Reaching the next level

Steinle credits NexStar Inc., a member-owned network of contractors, with taking the business to the next level by teaching him principles of effective management.

Atomic uses NexStar software that helps Steinle track a host of information aimed at increasing employee efficiency and profitability.

Items tracked include each technician’s dispatch, arrival and departure times; sales and billable hours; and the number of jobs performed per call. Steinle posts the results to create a friendly competition among technicians.

“NexStar taught me how to get down to the real nuts and bolts of running a business – how to determine your break-even point, then add profit on top of that. How to coach and retain employees and track their performance,” Steinle says. “I used to think I had to stand on a desk and yell and scream at employees to get things done. I can’t tell you how many good employees I lost. Now we haven’t had an employee leave in years.

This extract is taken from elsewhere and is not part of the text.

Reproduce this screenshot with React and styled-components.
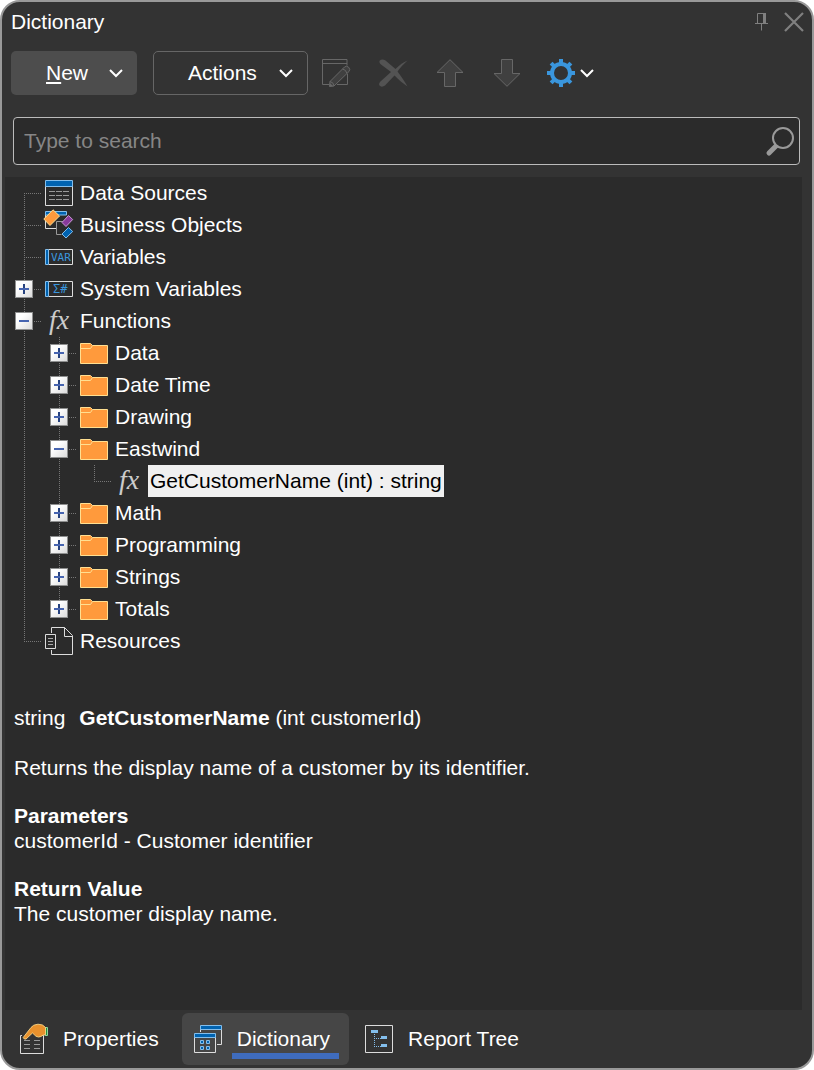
import React, { useState } from 'react';
import styled, { createGlobalStyle, css } from 'styled-components';

const GlobalStyle = createGlobalStyle`
  *, *::before, *::after {
    box-sizing: border-box;
  }

  body {
    margin: 0;
    background: #fff;
  }

  body, button, input {
    font-family: "Liberation Sans", Arial, sans-serif;
    font-size: 21px;
    color: #fff;
  }

  button {
    margin: 0;
    padding: 0;
    border: 0;
    background: none;
  }

  svg {
    display: block;
    flex: none;
    overflow: visible;
  }
`;

const Window = styled.div`
  display: flex;
  flex-direction: column;
  min-height: 100vh;
  border: 2px solid #999;
  border-radius: 20px;
  background: #333;
`;

const TitleBar = styled.header`
  display: flex;
  align-items: center;
  gap: 16px;
  height: 40px;
  padding: 0 8px 0 9px;
`;

const Title = styled.h1`
  flex: 1;
  margin: 0;
  font-size: 21px;
  font-weight: 400;
`;

const Toolbar = styled.div`
  display: flex;
  align-items: center;
  height: 62px;
  padding: 0 9px;
`;

const MenuButton = styled.button`
  display: flex;
  align-items: center;
  justify-content: space-between;
  width: ${({ $wide }) => ($wide ? '155px' : '126px')};
  height: 44px;
  margin-right: ${({ $wide }) => ($wide ? '0' : '16px')};
  padding: 0 14px 0 ${({ $wide }) => ($wide ? '34px' : '35px')};
  border-radius: 5px;
  ${({ $filled }) =>
    $filled
      ? css`
          background: #4d4d4d;
        `
      : css`
          border: 1px solid #666;
        `}
`;

const ToolButton = styled.button`
  display: flex;
  align-items: center;
  gap: 5px;
  height: 44px;
  padding: 0 15px 0 14px;
`;

const SettingsButton = styled(ToolButton)`
  padding: 0 0 0 11px;
`;

const SearchBox = styled.label`
  display: flex;
  align-items: center;
  height: 48px;
  margin: 13px 12px 12px 11px;
  padding: 0 5px 0 10px;
  border: 1px solid #bbb;
  border-radius: 4px;
  background: #2b2b2b;
`;

const SearchInput = styled.input`
  flex: 1;
  min-width: 0;
  padding: 0;
  border: 0;
  outline: 0;
  background: none;

  &::placeholder {
    color: #868686;
    opacity: 1;
  }
`;

const Panel = styled.main`
  flex: 1;
  margin: 0 10px 0 3px;
  background: #2b2b2b;
`;

const TreeList = styled.ul`
  margin: 0;
  padding: 0 0 0 2px;
  list-style: none;
`;

const TreeRow = styled.li`
  display: flex;
  align-items: center;
  height: 32px;
`;

const dots = (direction) =>
  `repeating-linear-gradient(to ${direction}, #777 0 1px, transparent 1px 2px)`;

const guides = {
  through: css`
    background-image: ${dots('bottom')};
    background-position: 17px 0;
    background-size: 1px 100%;
  `,
  first: css`
    background-image: ${dots('bottom')}, ${dots('right')};
    background-position: 17px 16px, 17px 16px;
    background-size: 1px 16px, 18px 1px;
  `,
  branch: css`
    background-image: ${dots('bottom')}, ${dots('right')};
    background-position: 17px 0, 17px 16px;
    background-size: 1px 100%, 18px 1px;
  `,
  last: css`
    background-image: ${dots('bottom')}, ${dots('right')};
    background-position: 17px 0, 17px 16px;
    background-size: 1px 16px, 18px 1px;
  `,
};

const Guide = styled.span`
  display: flex;
  align-items: center;
  flex: none;
  width: 35px;
  height: 32px;
  padding-left: 8px;
  background-repeat: no-repeat;
  ${({ $kind }) => guides[$kind]}
`;

const Expander = styled.button`
  display: grid;
  place-items: center;
  width: 18px;
  height: 18px;
  border: 1px solid #8e8f8f;
  background: linear-gradient(135deg, #fff 30%, #dcdcdc);
`;

const NodeIcon = styled.span`
  margin: 0 5px 0 3px;
`;

const NodeLabel = styled.span`
  padding: 0 2px;
  line-height: 32px;
  white-space: nowrap;
  ${({ $selected }) =>
    $selected &&
    css`
      background: #f0f0f0;
      color: #000;
    `}
`;

const Description = styled.section`
  padding: 48px 9px 24px;
  line-height: 25px;
`;

const Signature = styled.p`
  margin: 0 0 25px;

  b {
    margin-left: 14px;
  }
`;

const Paragraph = styled.p`
  margin: 0 0 23px;
`;

const Heading = styled.h2`
  margin: 0;
  font-size: 21px;
  font-weight: 700;
`;

const TabBar = styled.nav`
  display: flex;
  gap: 4px;
  padding: 3px 6px;
`;

const Tab = styled.button`
  position: relative;
  display: flex;
  align-items: center;
  gap: 15px;
  height: 52px;
  padding: 0 19px 0 12px;
  border-radius: 6px;
  background: ${({ $active }) => ($active ? '#464646' : 'none')};

  &::after {
    content: "";
    display: ${({ $active }) => ($active ? 'block' : 'none')};
    position: absolute;
    right: 10px;
    bottom: 6px;
    left: 50px;
    height: 6px;
    background: #3f6cbd;
  }
`;

const Icon = ({ size = 28, children }) => (
  <svg width={size} height={size} viewBox={`0 0 ${size} ${size}`} fill="none" aria-hidden="true">
    {children}
  </svg>
);

const Chevron = () => (
  <svg width="14" height="8" viewBox="0 0 14 8" fill="none" aria-hidden="true">
    <path d="M1 1l6 6 6-6" stroke="#fff" strokeWidth="2" />
  </svg>
);

const PinIcon = () => (
  <svg width="13" height="18" viewBox="0 0 13 18" fill="none" aria-hidden="true">
    <path d="M2.5 11V.5h8V11M0 10.5h13M6.500 11v6.500" stroke="#808080" />
    <path d="M8 0h3v11H8z" fill="#808080" />
  </svg>
);

const CloseIcon = () => (
  <Icon size={20}>
    <path d="M1 1l18 18M19 1L1 19" stroke="#808080" strokeWidth="2.200" />
  </Icon>
);

const EditIcon = () => (
  <Icon>
    <path d="M25 6.500V.5H.5v25H7M.5 4.500H25M25.500 15v10.500H15" stroke="#676767" />
    <path
      d="M7.500 27.500L8 22.500 22.500 8q2-1.800 4.200.3 2 2.200.3 4.200L12 27z"
      fill="#404040"
      stroke="#676767"
    />
    <path d="M8 22.500q3.500.5 4 4.500M20.500 10q3.500.5 4.500 4.500" stroke="#676767" />
    <path d="M7.500 27.500l.3-3.500 3.500 3.200z" fill="#676767" />
  </Icon>
);

const DeleteIcon = () => (
  <Icon>
    <path
      d="M.8 1.500C2 .2 4.500 0 6.500 1.500L16.500 10C20.500 6 24.500 3 28.500 1.500 24.500 5 21.500 8.500 18.500 12.500 22 17 25 21.500 28.500 27.500 24 24.500 19.500 20.500 15.500 16.500L6 26.500C4 28 1.500 28 .5 26.500c-1-1.500 0-3.200 1.500-4.500L12 13 2 5.500C.3 4 0 2.500.8 1.500z"
      fill="#535353"
    />
  </Icon>
);

const UpIcon = () => (
  <Icon>
    <path d="M14 .7L27 13.500h-7.500v14h-11v-14H1z" fill="#404040" stroke="#676767" />
  </Icon>
);

const DownIcon = () => (
  <Icon>
    <path d="M14 27.300L1 14.500h7.500V.5h11v14H27z" fill="#404040" stroke="#676767" />
  </Icon>
);

const GearIcon = () => (
  <Icon>
    <circle cx="14" cy="14" r="9" stroke="#3a96dd" strokeWidth="4" />
    {[0, 45, 90, 135, 180, 225, 270, 315].map((angle) => (
      <path key={angle} d="M12 0h4v5h-4z" fill="#3a96dd" transform={`rotate(${angle} 14 14)`} />
    ))}
  </Icon>
);

const SearchIcon = () => (
  <Icon>
    <path d="M11 18l-8 8" stroke="#999" strokeWidth="5" strokeLinecap="round" />
    <circle cx="17" cy="11" r="10" fill="#2b2b2b" stroke="#999" strokeWidth="2" />
  </Icon>
);

const DataSourcesIcon = () => (
  <Icon>
    <path d="M.5 7v19.500h27V7" stroke="#ddd" />
    <path d="M.5 1.500h27v6H.5z" fill="#0063b1" stroke="#83beec" />
    <path
      d="M4 12.500h6m1 0h6m1 0h6M4 16.500h6m1 0h6m1 0h6M4 20.500h6m1 0h6m1 0h6"
      stroke="#999"
    />
  </Icon>
);

const BusinessObjectsIcon = () => (
  <Icon>
    <path d="M.5 4v13.500H11" stroke="#ddd" />
    <path d="M.5.5h21v3.500H.5z" fill="#0063b1" stroke="#83beec" />
    <path d="M11.500 23.500h5M18 10.500h-6.500v13" stroke="#999" />
    <path d="M8 -1.200L14.500 5 5 14.500-1.200 8z" fill="#ff9a3c" stroke="#ffdf91" />
    <path d="M23.500 4.500L27.700 8.500 21 15.500 17 11.500z" fill="#883a9b" stroke="#c998d5" />
    <path d="M23.500 16.500L27.700 20.500 21 27 17 23z" fill="#0063b1" stroke="#83beec" />
  </Icon>
);

const SymbolIcon = ({ children, x, size }) => (
  <Icon>
    <path d="M3.500 6.500h24v15h-24" stroke="#ddd" />
    <path d="M.5 6.500h3v15h-3z" fill="#0063b1" stroke="#83beec" />
    <text x={x} y="18" fill="#3a96dd" fontFamily="DejaVu Sans Mono, monospace" fontSize={size}>
      {children}
    </text>
  </Icon>
);

const VariablesIcon = () => <SymbolIcon x="6" size="11">VAR</SymbolIcon>;
const SystemVariablesIcon = () => <SymbolIcon x="8" size="12">Σ#</SymbolIcon>;

const FunctionIcon = () => (
  <Icon>
    <text x="4" y="22" fill="#ccc" fontFamily="Liberation Serif, serif" fontStyle="italic" fontSize="28">
      fx
    </text>
  </Icon>
);

const FolderIcon = () => (
  <Icon>
    <path d="M.5 24.500v-20h10l2 2h15v18z" fill="#ff9a3c" stroke="#ffdf91" />
    <path d="M.5 9.500h10l2-3" stroke="#ffdf91" />
  </Icon>
);

const ResourcesIcon = () => (
  <Icon>
    <path d="M6.500 6V.5h13l8 8v19h-21V23" stroke="#ddd" />
    <path d="M19.500.5v9h8" stroke="#ddd" />
    <path d="M.5 7.500h10v14H.5z" stroke="#ddd" />
    <path d="M3 11.500h5M3 14.500h5M3 17.500h5" stroke="#aaa" />
  </Icon>
);

const PropertiesIcon = () => (
  <Icon>
    <path d="M2 10.500H.5v18h23v-18H21" stroke="#ddd" />
    <path d="M4 15.500h6m4 0h6M4 19.500h6m4 0h6M4 23.500h6m4 0h6" stroke="#999" />
    <path d="M25 2.500h2.500v8H25z" fill="#218a3b" stroke="#8ed6a0" />
    <path
      d="M3.200 12.500L11 2.500Q13-.5 18-.8q5-.2 7.500 3.300V9.500q-3 .5-4.500 2-2.500 1.200-5-.2L12.500 8 6 14q-2 .8-2.800-1.500z"
      fill="#e8912d"
      stroke="#ffdf91"
      strokeWidth=".8"
    />
  </Icon>
);

const DictionaryIcon = () => (
  <Icon>
    <path d="M6.500 7V4M27.500 4v15.500H23" stroke="#ddd" />
    <path d="M6.500.5h21v4h-21z" fill="#0063b1" stroke="#83beec" />
    <path d="M.5 12v15.500h21V12" stroke="#ddd" />
    <path d="M.5 8.500h21v4H.5z" fill="#0063b1" stroke="#83beec" />
    <path
      d="M6.500 15.500h3v3h-3zM12.500 15.500h3v3h-3zM6.500 21.500h3v3h-3zM12.500 21.500h3v3h-3z"
      fill="#0063b1"
      stroke="#83beec"
    />
  </Icon>
);

const ReportTreeIcon = () => (
  <Icon>
    <path d="M.5.5h27v27H.5z" stroke="#ddd" />
    <path d="M6 5h7v3H6zM16 11h6v3h-6zM16 19h6v3h-6z" fill="#83beec" />
    <path d="M9.500 9v14M11 13.500h5M11 21.500h5" stroke="#83beec" strokeDasharray="1 1" />
  </Icon>
);

const tree = [
  { name: 'Data Sources', icon: DataSourcesIcon, guides: ['first'] },
  { name: 'Business Objects', icon: BusinessObjectsIcon, guides: ['branch'] },
  { name: 'Variables', icon: VariablesIcon, guides: ['branch'] },
  { name: 'System Variables', icon: SystemVariablesIcon, guides: ['branch'], toggle: 'plus' },
  { name: 'Functions', icon: FunctionIcon, guides: ['branch'], toggle: 'minus' },
  { name: 'Data', icon: FolderIcon, guides: ['through', 'branch'], toggle: 'plus' },
  { name: 'Date Time', icon: FolderIcon, guides: ['through', 'branch'], toggle: 'plus' },
  { name: 'Drawing', icon: FolderIcon, guides: ['through', 'branch'], toggle: 'plus' },
  { name: 'Eastwind', icon: FolderIcon, guides: ['through', 'branch'], toggle: 'minus' },
  {
    name: 'GetCustomerName (int) : string',
    icon: FunctionIcon,
    guides: ['through', 'through', 'last'],
    selected: true,
  },
  { name: 'Math', icon: FolderIcon, guides: ['through', 'branch'], toggle: 'plus' },
  { name: 'Programming', icon: FolderIcon, guides: ['through', 'branch'], toggle: 'plus' },
  { name: 'Strings', icon: FolderIcon, guides: ['through', 'branch'], toggle: 'plus' },
  { name: 'Totals', icon: FolderIcon, guides: ['through', 'last'], toggle: 'plus' },
  { name: 'Resources', icon: ResourcesIcon, guides: ['last'] },
];

const tabs = [
  { name: 'Properties', icon: PropertiesIcon },
  { name: 'Dictionary', icon: DictionaryIcon },
  { name: 'Report Tree', icon: ReportTreeIcon },
];

const TreeNode = ({ node }) => {
  const NodeImage = node.icon;

  return (
    <TreeRow
      role="treeitem"
      aria-level={node.guides.length}
      aria-selected={Boolean(node.selected)}
      aria-expanded={node.toggle ? node.toggle === 'minus' : undefined}
    >
      {node.guides.map((kind, index) => (
        <Guide key={index} $kind={kind}>
          {node.toggle && index === node.guides.length - 1 && (
            <Expander type="button" aria-label={`Toggle ${node.name}`}>
              <svg width="10" height="10" viewBox="0 0 10 10" aria-hidden="true">
                {node.toggle === 'plus' && <path d="M4 0h2v10H4z" fill="#26427f" />}
                <path d="M0 4h10v2H0z" fill="#4664b0" />
              </svg>
            </Expander>
          )}
        </Guide>
      ))}
      <NodeIcon>
        <NodeImage />
      </NodeIcon>
      <NodeLabel $selected={node.selected}>{node.name}</NodeLabel>
    </TreeRow>
  );
};

const App = () => {
  const [search, setSearch] = useState('');
  const [activeTab, setActiveTab] = useState('Dictionary');

  return (
    <>
      <GlobalStyle />
      <Window>
        <TitleBar>
          <Title>Dictionary</Title>
          <button type="button" aria-label="Pin"><PinIcon /></button>
          <button type="button" aria-label="Close"><CloseIcon /></button>
        </TitleBar>

        <Toolbar>
          <MenuButton type="button" $filled>
            <span><u>N</u>ew</span>
            <Chevron />
          </MenuButton>
          <MenuButton type="button" $wide>
            Actions
            <Chevron />
          </MenuButton>
          <ToolButton type="button" aria-label="Edit" disabled><EditIcon /></ToolButton>
          <ToolButton type="button" aria-label="Delete" disabled><DeleteIcon /></ToolButton>
          <ToolButton type="button" aria-label="Move up" disabled><UpIcon /></ToolButton>
          <ToolButton type="button" aria-label="Move down" disabled><DownIcon /></ToolButton>
          <SettingsButton type="button" aria-label="Settings">
            <GearIcon />
            <Chevron />
          </SettingsButton>
        </Toolbar>

        <SearchBox>
          <SearchInput
            type="text"
            aria-label="Search"
            placeholder="Type to search"
            value={search}
            onChange={(event) => setSearch(event.target.value)}
          />
          <SearchIcon />
        </SearchBox>

        <Panel>
          <TreeList role="tree">
            {tree.map((node) => (
              <TreeNode key={node.name} node={node} />
            ))}
          </TreeList>

          <Description>
            <Signature>
              string<b>GetCustomerName</b> (int customerId)
            </Signature>
            <Paragraph>Returns the display name of a customer by its identifier.</Paragraph>
            <Heading>Parameters</Heading>
            <Paragraph>customerId - Customer identifier</Paragraph>
            <Heading>Return Value</Heading>
            <Paragraph>The customer display name.</Paragraph>
          </Description>
        </Panel>

        <TabBar>
          {tabs.map(({ name, icon: TabIcon }) => (
            <Tab
              key={name}
              type="button"
              $active={name === activeTab}
              onClick={() => setActiveTab(name)}
            >
              <TabIcon />
              {name}
            </Tab>
          ))}
        </TabBar>
      </Window>
    </>
  );
};

export default App;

I’ve learned there are much better ways to do things.”

Steinle periodically reviews the company’s flat-rate pricing schedule, consulting with his technicians in the process. Sufficient profit margins enable Steinle to offer decent benefits, such as paid vacation time, health insurance, and a dollar-for-dollar company match for employee IRA funds, up to 6 percent of the individual’s salary.

Lessons learned

Looking back, Steinle is amazed at how much his business has changed since 1996. He’s certain many small contractors face the same predicament he did – and could benefit from educational resources.

“If you don’t belong to a trade organization that can help you better yourself and your business, you should,” Steinle says. “There is so much help out there for the typical technician. I know some people don’t join associations because of the annual fees. But I’ll tell you they don’t cost you money, they make money. I get back many times over what I pay for various memberships. If I had started attending PHCC seminars and conferences from the start, I’d be retired by now.”

By having transferred from the school of hard knocks, he’s quickly making up for lost time.